Each line of the data that includes the string "index" is to be copied out.

SOURCE DATA
▼

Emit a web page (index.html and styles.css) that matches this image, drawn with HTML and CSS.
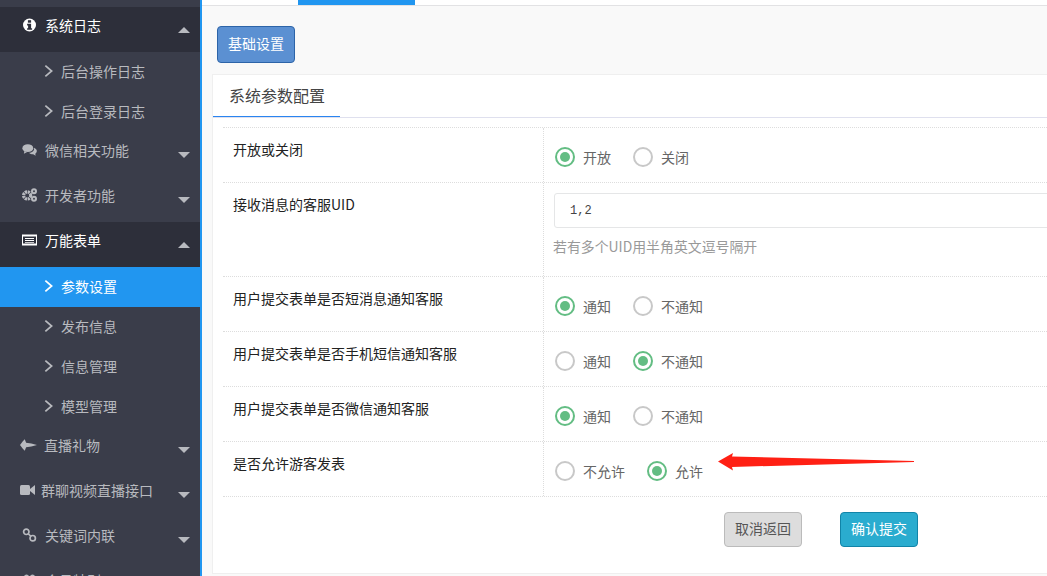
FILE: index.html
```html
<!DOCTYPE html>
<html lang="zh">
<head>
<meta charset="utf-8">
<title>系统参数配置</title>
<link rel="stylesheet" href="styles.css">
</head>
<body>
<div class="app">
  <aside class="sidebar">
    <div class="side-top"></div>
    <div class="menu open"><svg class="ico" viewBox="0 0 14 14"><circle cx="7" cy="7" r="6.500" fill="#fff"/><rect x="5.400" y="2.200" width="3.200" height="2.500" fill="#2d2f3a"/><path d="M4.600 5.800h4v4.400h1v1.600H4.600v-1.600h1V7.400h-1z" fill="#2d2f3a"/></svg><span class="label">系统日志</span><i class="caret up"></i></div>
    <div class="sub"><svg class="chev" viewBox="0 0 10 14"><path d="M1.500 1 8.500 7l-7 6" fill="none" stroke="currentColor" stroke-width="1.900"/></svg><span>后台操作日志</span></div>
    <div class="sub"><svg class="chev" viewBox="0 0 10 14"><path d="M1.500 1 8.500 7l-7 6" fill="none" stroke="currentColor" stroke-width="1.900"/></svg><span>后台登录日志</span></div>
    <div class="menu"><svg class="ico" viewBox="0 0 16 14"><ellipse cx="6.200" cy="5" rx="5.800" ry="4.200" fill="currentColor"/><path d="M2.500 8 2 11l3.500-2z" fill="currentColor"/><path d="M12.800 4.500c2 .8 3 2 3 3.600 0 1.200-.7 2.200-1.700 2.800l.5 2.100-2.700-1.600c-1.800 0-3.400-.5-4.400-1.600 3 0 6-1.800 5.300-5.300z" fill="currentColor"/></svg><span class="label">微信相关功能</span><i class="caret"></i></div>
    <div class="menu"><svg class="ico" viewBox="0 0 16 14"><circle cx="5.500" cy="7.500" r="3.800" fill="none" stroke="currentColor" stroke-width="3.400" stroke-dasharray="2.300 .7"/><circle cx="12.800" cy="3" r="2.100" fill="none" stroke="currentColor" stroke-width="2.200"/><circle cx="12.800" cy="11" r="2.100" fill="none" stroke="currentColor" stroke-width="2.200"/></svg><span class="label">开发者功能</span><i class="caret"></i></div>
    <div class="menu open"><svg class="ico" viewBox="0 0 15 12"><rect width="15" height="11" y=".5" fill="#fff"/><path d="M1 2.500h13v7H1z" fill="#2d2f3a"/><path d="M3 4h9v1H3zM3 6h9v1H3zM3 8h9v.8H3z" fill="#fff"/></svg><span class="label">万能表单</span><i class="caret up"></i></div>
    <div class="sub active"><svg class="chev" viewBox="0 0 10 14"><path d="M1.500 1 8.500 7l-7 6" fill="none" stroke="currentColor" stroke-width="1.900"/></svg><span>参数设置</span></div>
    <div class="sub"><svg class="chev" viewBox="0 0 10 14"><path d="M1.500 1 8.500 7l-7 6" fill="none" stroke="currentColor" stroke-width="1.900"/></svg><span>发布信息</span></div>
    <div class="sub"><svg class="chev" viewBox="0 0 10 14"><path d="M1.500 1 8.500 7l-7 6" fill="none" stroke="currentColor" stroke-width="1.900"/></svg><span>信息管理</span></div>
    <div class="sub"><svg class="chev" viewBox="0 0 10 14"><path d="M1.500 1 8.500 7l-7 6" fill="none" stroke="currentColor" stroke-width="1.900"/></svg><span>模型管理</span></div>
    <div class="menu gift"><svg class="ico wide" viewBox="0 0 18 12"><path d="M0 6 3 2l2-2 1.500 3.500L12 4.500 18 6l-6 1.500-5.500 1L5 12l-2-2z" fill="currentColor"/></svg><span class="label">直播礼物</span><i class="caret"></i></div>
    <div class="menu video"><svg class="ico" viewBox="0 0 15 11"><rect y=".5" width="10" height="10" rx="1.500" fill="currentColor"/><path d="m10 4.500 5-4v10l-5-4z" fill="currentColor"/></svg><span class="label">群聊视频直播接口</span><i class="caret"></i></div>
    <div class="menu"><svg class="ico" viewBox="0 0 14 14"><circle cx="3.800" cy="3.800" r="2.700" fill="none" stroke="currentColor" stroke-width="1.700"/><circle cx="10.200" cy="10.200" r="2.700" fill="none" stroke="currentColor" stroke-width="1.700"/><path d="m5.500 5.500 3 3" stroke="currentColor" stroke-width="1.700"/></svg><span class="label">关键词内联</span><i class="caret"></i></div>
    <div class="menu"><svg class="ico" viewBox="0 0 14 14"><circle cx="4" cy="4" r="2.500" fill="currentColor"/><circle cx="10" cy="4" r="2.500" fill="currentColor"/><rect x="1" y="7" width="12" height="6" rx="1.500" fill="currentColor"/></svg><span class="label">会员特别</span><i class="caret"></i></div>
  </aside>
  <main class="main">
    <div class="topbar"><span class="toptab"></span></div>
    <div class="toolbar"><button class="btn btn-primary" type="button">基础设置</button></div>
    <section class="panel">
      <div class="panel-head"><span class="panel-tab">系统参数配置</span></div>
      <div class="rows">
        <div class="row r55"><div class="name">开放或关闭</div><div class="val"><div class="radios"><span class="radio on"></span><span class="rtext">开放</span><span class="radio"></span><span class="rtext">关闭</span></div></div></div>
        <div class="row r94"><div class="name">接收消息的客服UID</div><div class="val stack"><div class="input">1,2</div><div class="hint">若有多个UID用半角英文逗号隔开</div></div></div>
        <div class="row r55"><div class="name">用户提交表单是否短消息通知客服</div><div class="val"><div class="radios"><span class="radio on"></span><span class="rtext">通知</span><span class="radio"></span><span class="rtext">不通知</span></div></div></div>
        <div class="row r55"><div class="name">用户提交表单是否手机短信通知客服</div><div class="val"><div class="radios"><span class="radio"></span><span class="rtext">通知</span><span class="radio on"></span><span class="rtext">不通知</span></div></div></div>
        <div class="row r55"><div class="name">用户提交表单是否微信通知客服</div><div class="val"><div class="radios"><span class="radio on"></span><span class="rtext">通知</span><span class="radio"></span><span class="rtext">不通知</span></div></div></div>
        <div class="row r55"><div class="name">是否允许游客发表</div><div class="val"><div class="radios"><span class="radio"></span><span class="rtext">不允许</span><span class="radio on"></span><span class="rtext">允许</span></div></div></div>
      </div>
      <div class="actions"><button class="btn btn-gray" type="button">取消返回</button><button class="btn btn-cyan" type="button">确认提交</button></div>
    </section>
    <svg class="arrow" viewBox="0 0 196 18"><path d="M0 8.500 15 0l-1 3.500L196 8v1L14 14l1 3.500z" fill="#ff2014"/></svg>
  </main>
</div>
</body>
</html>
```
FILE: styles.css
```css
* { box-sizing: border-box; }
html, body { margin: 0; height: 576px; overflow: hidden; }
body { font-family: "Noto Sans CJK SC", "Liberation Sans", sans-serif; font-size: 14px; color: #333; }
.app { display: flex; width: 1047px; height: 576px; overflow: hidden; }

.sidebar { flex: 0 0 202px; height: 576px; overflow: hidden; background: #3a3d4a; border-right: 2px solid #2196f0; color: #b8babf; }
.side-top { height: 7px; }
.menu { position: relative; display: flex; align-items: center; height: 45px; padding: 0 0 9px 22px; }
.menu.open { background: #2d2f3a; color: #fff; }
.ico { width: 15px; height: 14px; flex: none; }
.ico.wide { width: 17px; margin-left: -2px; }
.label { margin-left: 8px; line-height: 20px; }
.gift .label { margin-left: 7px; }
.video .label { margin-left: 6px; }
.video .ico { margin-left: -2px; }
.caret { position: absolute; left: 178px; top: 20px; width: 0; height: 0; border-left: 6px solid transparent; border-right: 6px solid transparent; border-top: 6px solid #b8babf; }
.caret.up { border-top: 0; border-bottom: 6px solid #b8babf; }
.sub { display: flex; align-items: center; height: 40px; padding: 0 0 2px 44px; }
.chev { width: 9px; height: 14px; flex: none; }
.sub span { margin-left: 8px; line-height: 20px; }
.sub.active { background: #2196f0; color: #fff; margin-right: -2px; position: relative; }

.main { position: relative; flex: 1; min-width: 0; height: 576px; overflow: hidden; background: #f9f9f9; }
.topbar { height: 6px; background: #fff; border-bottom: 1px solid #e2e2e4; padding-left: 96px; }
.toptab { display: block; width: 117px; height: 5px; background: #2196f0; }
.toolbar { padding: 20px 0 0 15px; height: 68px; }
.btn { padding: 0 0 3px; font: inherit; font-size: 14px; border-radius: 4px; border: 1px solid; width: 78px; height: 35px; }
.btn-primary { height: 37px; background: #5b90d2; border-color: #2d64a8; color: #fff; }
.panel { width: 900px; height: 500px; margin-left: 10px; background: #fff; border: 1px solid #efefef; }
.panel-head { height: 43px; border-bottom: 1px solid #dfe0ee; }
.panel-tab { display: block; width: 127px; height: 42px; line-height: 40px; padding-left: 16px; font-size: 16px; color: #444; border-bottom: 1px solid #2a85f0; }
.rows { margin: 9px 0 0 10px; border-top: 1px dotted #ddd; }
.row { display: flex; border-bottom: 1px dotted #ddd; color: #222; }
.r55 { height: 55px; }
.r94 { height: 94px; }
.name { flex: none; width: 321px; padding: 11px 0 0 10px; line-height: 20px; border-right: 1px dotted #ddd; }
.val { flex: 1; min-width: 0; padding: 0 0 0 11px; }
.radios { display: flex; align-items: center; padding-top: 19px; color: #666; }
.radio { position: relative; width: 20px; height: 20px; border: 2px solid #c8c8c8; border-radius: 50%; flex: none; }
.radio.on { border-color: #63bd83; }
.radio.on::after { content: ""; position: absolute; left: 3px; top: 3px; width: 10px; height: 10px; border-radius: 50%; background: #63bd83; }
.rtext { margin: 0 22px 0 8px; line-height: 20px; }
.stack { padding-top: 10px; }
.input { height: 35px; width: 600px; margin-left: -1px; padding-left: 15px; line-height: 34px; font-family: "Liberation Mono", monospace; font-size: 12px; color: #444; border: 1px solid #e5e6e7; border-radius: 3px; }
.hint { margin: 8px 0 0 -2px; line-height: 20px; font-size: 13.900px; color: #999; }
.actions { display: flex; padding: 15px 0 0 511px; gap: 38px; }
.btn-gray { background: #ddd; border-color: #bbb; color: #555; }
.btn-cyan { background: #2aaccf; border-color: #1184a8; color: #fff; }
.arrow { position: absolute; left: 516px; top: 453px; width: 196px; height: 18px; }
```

▲

RESPONSE TO THIS EXERCISE
Emit a web page (index.html and styles.css) that matches this image, drawn with HTML and CSS.
FILE: index.html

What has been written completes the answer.